Hoe schilders componisten kunnen inspireren....
Gustav Mahler moet uitermate geïntrigeerd zijn door de werken van Böcklin. Zo had Böcklin in 1872 een zelfportret gemaakt met een vioolspelende dood. In 1899 liet Mahler zich hierdoor inspireren in het tweede deel van zijn vierde symfonie, het deel gekend als 'totendanz'. De viool is één toon hoger gestemd dan het orkest. De viool bij Böcklin heeft één snaar. Een ander werk van Mahler is op dit schilderij gebaseerd van de predikende St Antonius. De legende gaat dat St. Antonius van Padua afzakte naar de streek van Rimini om te preken en de ketters te bekeren. Maar niemand luisterde naar hem. St. Antonius ging dan naar de kust en predikte tot de vissen, waarop deze kwamen luisteren en veel vissers het wonder kwamen bekijken en meeluisterden. Zo lieten de inwoners van Rimii zich overhalen en werden ze bekeerd. Böcklin schilderde dit tafereel: een grote vis luistert, maar aan zijn uitdrukking te zien, begrijpt hij er niet veel van. Andere vissen steken hooguit hun kop uit het water. Op het onderste paneeltje zien we in een duistere omgeving onder water hoe vraatzuchtige vissen andere kleine vissen opeten. Dit schilderij was de inspiratie voor Mahler voor het lied 'Antonius fishpredikt' uit zijn liederbundel 'Des Knaben Wunderhorn'. In die tekst wordt gezongen hoe de vissen samenstromen om de H. Antonius te horen, maar eens ze de preek gehoord hebben, gaat hun leven zoals voorheen verder. De tekst:
Antonius die wil preken vindt een lege kerk! Hij gaat naar de rivier en preekt voor de vissen! Zij slaan met hun staarten! Zij glimmen in het zonlicht, zij glimmen!

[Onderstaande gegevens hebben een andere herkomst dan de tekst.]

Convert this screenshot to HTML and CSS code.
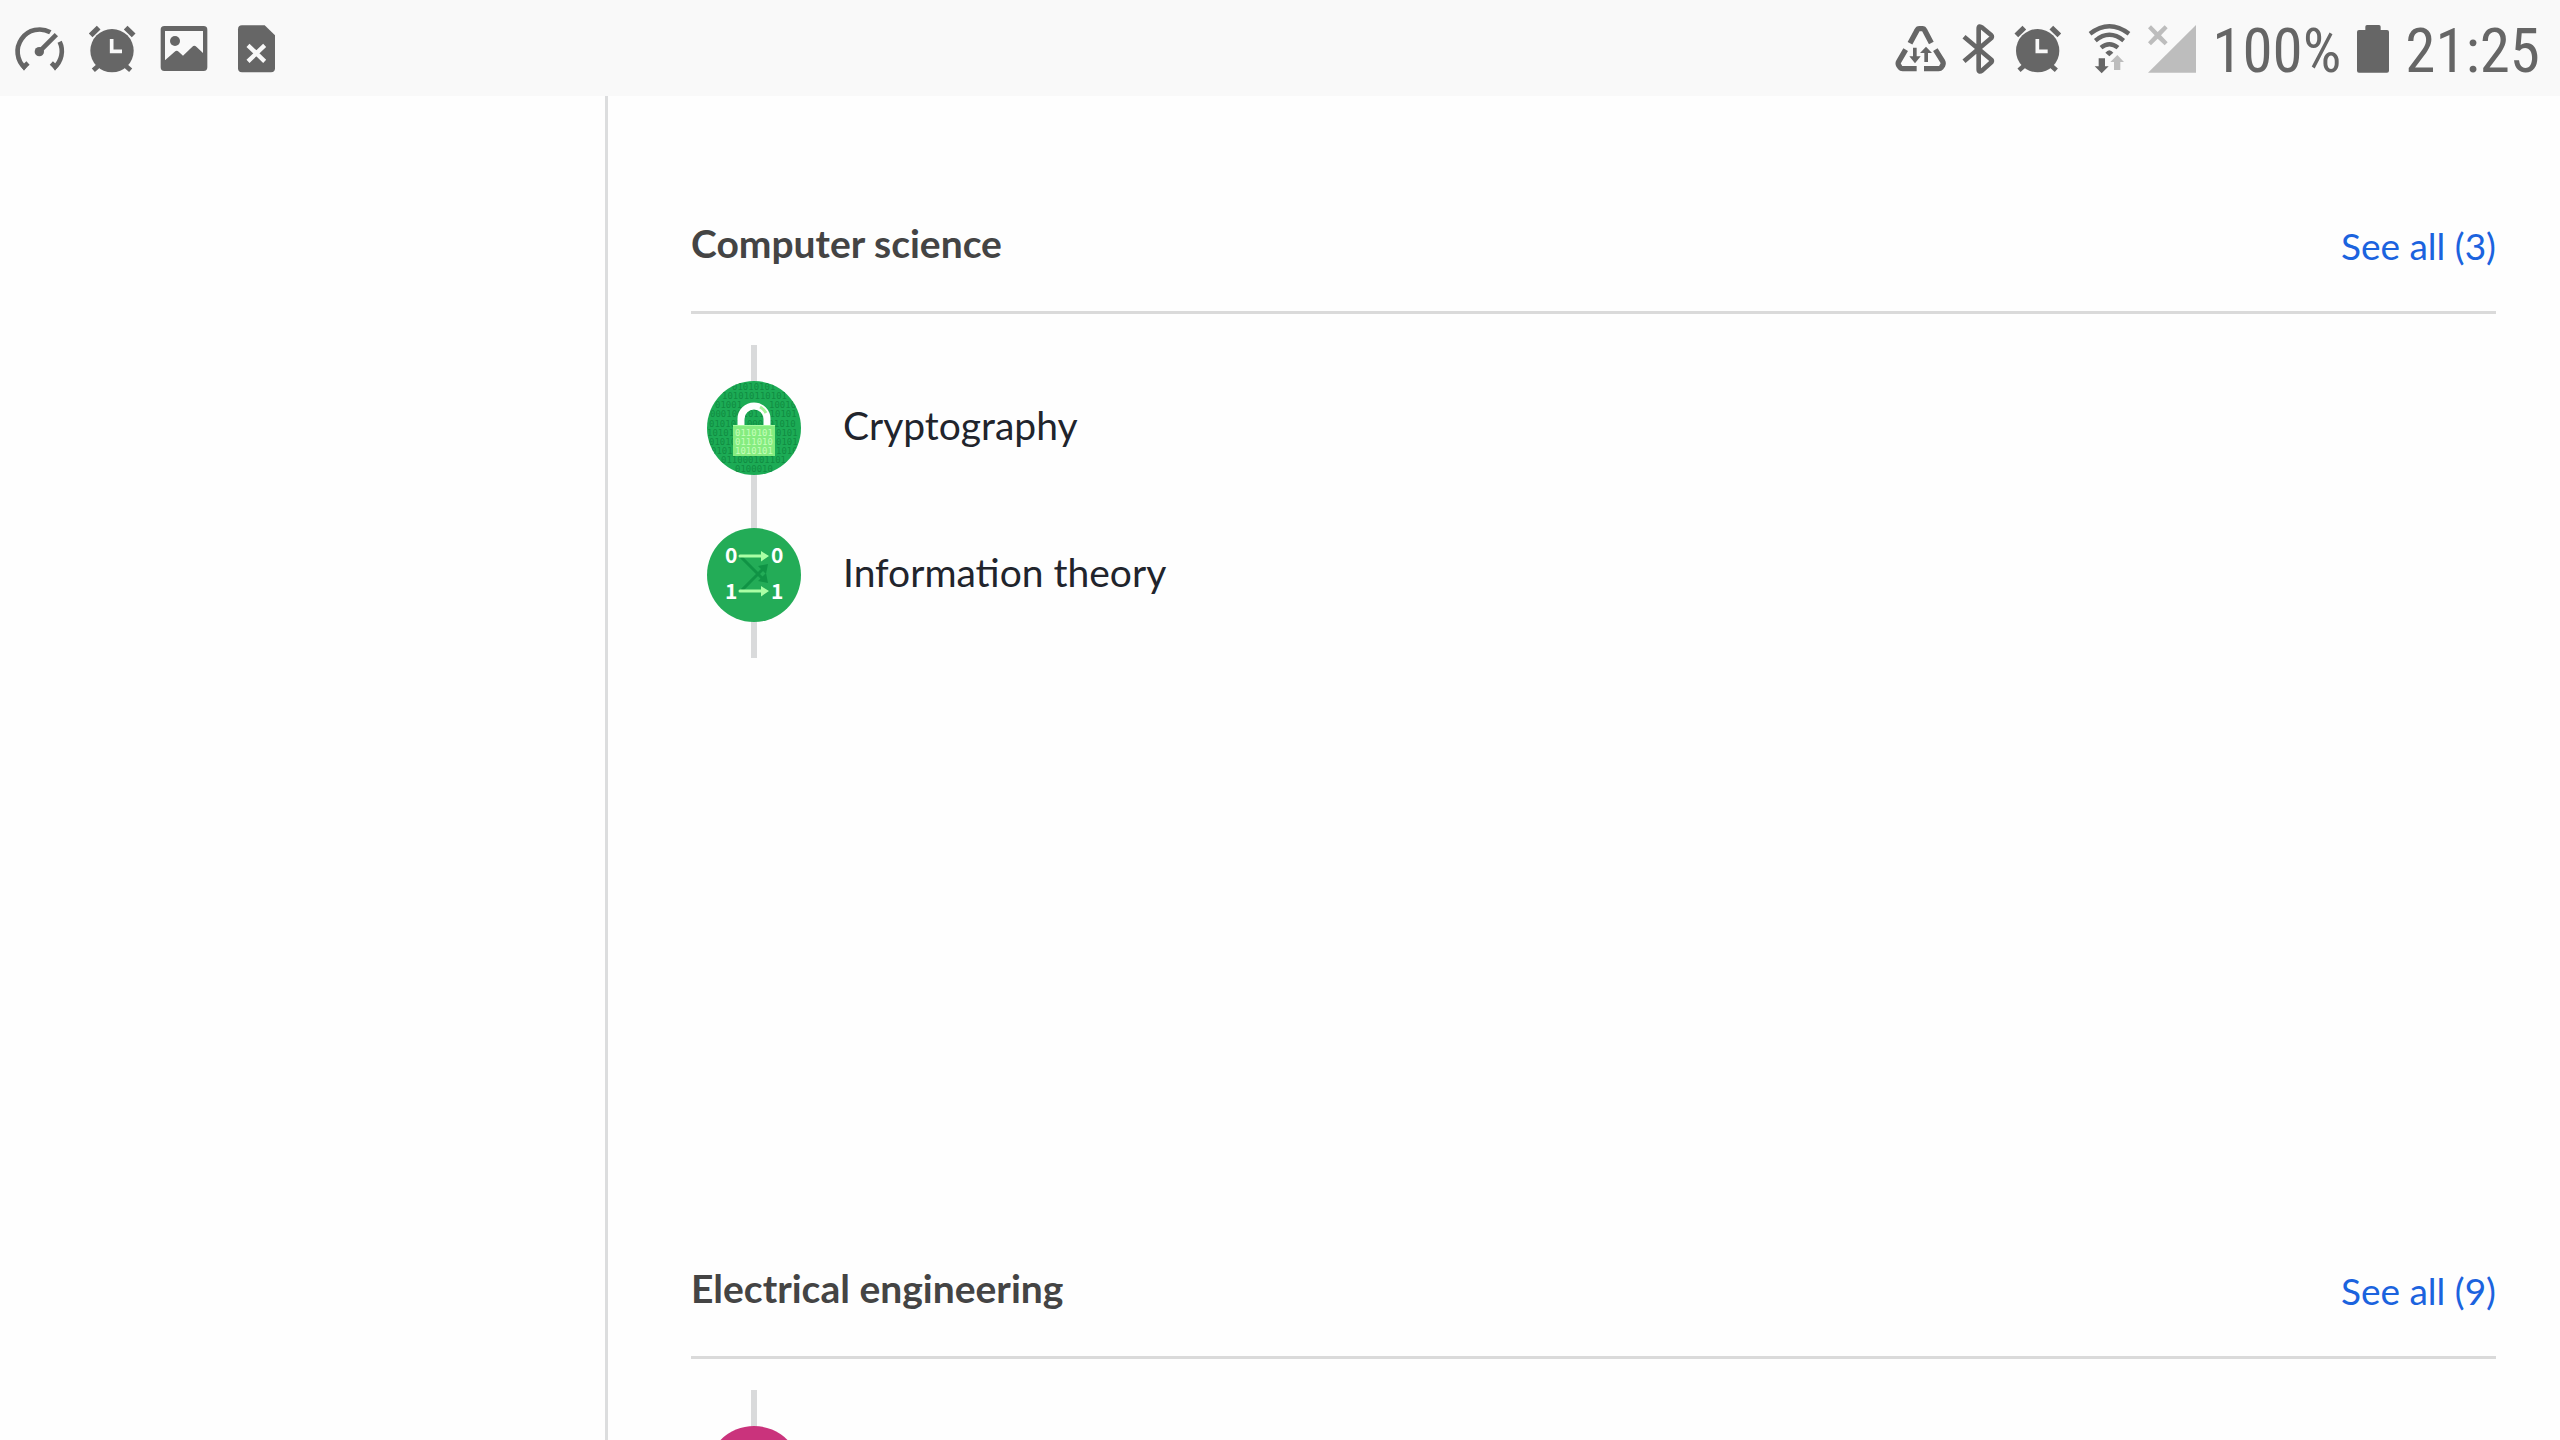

De karpers en de roggen zijn alle aan komen zwemmen; zij hebben hun bek open gesperd, vastbesloten te luisteren! Nooit is een preek vissen zo goed bevallen!
Snoeken met spitse snuiten, die voortdurend vechten kwamen haastig nabij gezwommen, om de vrome woorden te horen! Ook die fantasten die altijd maar vasten: ik bedoel de stokvissen, zijn voor de preek verschenen! Nooit is een preek een stokvis zo goed bevallen!
Vette paling en steur, waar rijken van smullen, hebben zich verwaardigd de preek aan te horen! Ook kreeften, schildpadden, die zich anders langzaam bewegen, komen ijlings van de bodem omhoog, om naar deze mond te luisteren! Nooit is een preek kreeften zo goed bevallen!
Grote vissen, kleine vissen! Voorname en gewone! hebben de kop geheven als redelijke wezens! Om uit godsverlangen de preek aan te horen!
Als de preek is geëindigd, wenden alle zich af! De snoeken blijven dieven, de palingen grote minnaars, de preek is hun bevallen, maar zij blijven zoals zij waren!
De kreeften keren terug; de stokvissen blijven vet; de karpers vreten veel, zijn de preek vergeten! De preek is hun bevallen, maar zij blijven wie zij waren!